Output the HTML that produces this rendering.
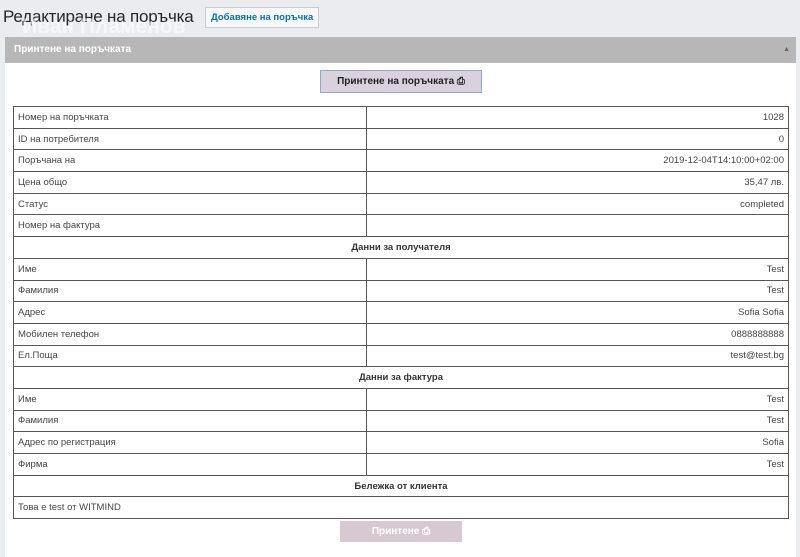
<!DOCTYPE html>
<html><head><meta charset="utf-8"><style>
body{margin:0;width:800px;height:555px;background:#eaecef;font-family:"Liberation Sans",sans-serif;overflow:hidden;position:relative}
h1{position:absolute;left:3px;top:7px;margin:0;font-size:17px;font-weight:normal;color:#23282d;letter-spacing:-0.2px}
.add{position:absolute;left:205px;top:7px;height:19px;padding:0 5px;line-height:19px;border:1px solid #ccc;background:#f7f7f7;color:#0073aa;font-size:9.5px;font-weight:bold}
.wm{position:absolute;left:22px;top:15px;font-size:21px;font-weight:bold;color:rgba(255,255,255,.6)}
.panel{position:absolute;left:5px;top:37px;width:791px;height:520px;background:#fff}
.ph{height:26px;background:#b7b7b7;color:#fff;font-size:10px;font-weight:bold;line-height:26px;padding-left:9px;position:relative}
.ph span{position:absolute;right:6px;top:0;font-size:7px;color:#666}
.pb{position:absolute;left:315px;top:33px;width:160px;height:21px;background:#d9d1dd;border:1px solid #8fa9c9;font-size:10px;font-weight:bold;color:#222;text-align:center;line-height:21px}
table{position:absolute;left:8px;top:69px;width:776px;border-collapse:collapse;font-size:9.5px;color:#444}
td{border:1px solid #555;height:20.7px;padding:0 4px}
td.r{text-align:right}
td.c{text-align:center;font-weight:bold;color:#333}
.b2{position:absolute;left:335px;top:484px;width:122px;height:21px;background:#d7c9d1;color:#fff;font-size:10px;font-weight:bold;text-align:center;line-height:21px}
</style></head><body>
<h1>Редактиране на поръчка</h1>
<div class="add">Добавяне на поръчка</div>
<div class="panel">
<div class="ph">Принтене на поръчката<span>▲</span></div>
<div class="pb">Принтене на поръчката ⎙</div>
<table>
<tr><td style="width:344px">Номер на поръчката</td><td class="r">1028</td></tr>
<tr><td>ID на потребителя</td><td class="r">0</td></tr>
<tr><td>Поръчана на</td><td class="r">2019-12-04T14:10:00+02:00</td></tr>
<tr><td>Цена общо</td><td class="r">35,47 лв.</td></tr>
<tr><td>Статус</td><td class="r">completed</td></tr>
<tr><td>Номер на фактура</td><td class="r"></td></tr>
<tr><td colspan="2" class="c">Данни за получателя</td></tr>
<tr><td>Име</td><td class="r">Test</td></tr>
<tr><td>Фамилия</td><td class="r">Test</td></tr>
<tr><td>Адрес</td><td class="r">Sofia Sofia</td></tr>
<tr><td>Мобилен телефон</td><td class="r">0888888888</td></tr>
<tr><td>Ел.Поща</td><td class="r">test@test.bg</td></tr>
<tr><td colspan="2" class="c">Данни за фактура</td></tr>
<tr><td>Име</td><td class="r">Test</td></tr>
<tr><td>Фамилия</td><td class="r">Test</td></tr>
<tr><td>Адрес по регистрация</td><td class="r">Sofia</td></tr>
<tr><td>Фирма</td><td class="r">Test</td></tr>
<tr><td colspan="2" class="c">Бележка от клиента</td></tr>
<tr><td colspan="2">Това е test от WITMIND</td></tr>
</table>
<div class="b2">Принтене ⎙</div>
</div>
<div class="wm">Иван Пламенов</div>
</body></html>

=====

▶ The task:
The data above needs to be retyped exactly, with the images left out.

▶ Problem solution:
Output the HTML that produces this rendering.
<!DOCTYPE html>
<html><head><meta charset="utf-8"><style>
body{margin:0;width:800px;height:555px;background:#eaecef;font-family:"Liberation Sans",sans-serif;overflow:hidden;position:relative}
h1{position:absolute;left:3px;top:7px;margin:0;font-size:17px;font-weight:normal;color:#23282d;letter-spacing:-0.2px}
.add{position:absolute;left:205px;top:7px;height:19px;padding:0 5px;line-height:19px;border:1px solid #ccc;background:#f7f7f7;color:#0073aa;font-size:9.5px;font-weight:bold}
.wm{position:absolute;left:22px;top:15px;font-size:21px;font-weight:bold;color:rgba(255,255,255,.6)}
.panel{position:absolute;left:5px;top:37px;width:791px;height:520px;background:#fff}
.ph{height:26px;background:#b7b7b7;color:#fff;font-size:10px;font-weight:bold;line-height:26px;padding-left:9px;position:relative}
.ph span{position:absolute;right:6px;top:0;font-size:7px;color:#666}
.pb{position:absolute;left:315px;top:33px;width:160px;height:21px;background:#d9d1dd;border:1px solid #8fa9c9;font-size:10px;font-weight:bold;color:#222;text-align:center;line-height:21px}
table{position:absolute;left:8px;top:69px;width:776px;border-collapse:collapse;font-size:9.5px;color:#444}
td{border:1px solid #555;height:20.7px;padding:0 4px}
td.r{text-align:right}
td.c{text-align:center;font-weight:bold;color:#333}
.b2{position:absolute;left:335px;top:484px;width:122px;height:21px;background:#d7c9d1;color:#fff;font-size:10px;font-weight:bold;text-align:center;line-height:21px}
</style></head><body>
<h1>Редактиране на поръчка</h1>
<div class="add">Добавяне на поръчка</div>
<div class="panel">
<div class="ph">Принтене на поръчката<span>▲</span></div>
<div class="pb">Принтене на поръчката ⎙</div>
<table>
<tr><td style="width:344px">Номер на поръчката</td><td class="r">1028</td></tr>
<tr><td>ID на потребителя</td><td class="r">0</td></tr>
<tr><td>Поръчана на</td><td class="r">2019-12-04T14:10:00+02:00</td></tr>
<tr><td>Цена общо</td><td class="r">35,47 лв.</td></tr>
<tr><td>Статус</td><td class="r">completed</td></tr>
<tr><td>Номер на фактура</td><td class="r"></td></tr>
<tr><td colspan="2" class="c">Данни за получателя</td></tr>
<tr><td>Име</td><td class="r">Test</td></tr>
<tr><td>Фамилия</td><td class="r">Test</td></tr>
<tr><td>Адрес</td><td class="r">Sofia Sofia</td></tr>
<tr><td>Мобилен телефон</td><td class="r">0888888888</td></tr>
<tr><td>Ел.Поща</td><td class="r">test@test.bg</td></tr>
<tr><td colspan="2" class="c">Данни за фактура</td></tr>
<tr><td>Име</td><td class="r">Test</td></tr>
<tr><td>Фамилия</td><td class="r">Test</td></tr>
<tr><td>Адрес по регистрация</td><td class="r">Sofia</td></tr>
<tr><td>Фирма</td><td class="r">Test</td></tr>
<tr><td colspan="2" class="c">Бележка от клиента</td></tr>
<tr><td colspan="2">Това е test от WITMIND</td></tr>
</table>
<div class="b2">Принтене ⎙</div>
</div>
<div class="wm">Иван Пламенов</div>
</body></html>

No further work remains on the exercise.